Networked learning and digital technology

2012 
Networked learning has been defined in the Networked Learning conference series as being based on the use of Information and Communication Technology. The term networked learning acknowledges one aspect of this relationship to computing and to networked computing in particular. This paper explores the relationship of networked learning to technology using an alternative characterisation of new technologies, the term digital, and asks what kinds of implications the digital nature of current technologies have for networked learning. The paper explores the idea of technology and suggests that the term can be used in a number of different ways. It suggests that digital technologies are complex technologies that imply a degree of modularity and recursiveness. The paper suggests that in learning technology digital technology is usually met as part of an infrastructure, understood as a sociotechnical system. The paper argues that despite this complexity there are analytically discernable features of digital technologies that can be thought of as affordances. Using two lenses the paper examines current usage of the idea of the digital in terms of digital natives and digital literacy (-ies) and argues that both ideas are inclined towards technologically determinist outlooks. The paper also notes the particular feature of rapid change in relation to digital technologies and how the nature of the evolution of digital technology relates to digital literacy. The paper concludes by suggesting that research into networked learning needs to take the nature of the digital seriously.
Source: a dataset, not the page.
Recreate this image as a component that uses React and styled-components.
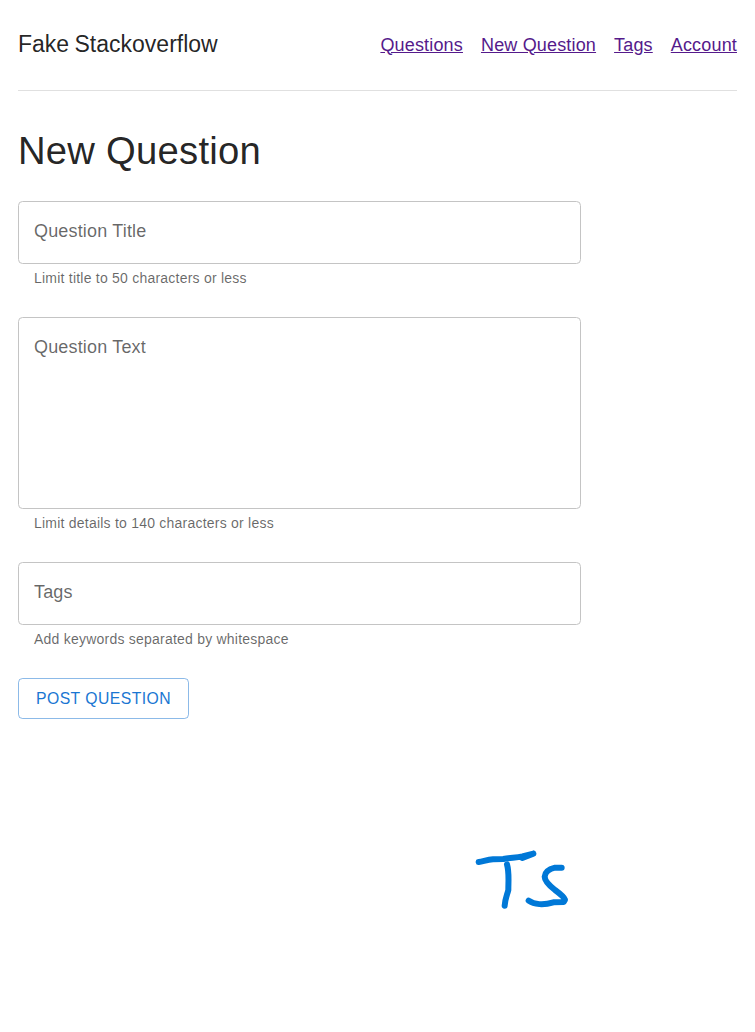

A more detailed understanding needs to be developed of what kinds of affordances digital technologies make available. These need to take into account the different meanings of technology and encompass the purposes of digital technologies, the ways they are arranged in assemblages and the way they present themselves as an entire collection of devices in a culture. If insufficient attention is paid to the digital bedrock of technologies then determinist readings of the effects of technology that are based on accounts that are uncritical and lacking in any detailed understanding of digital technologies will prevail.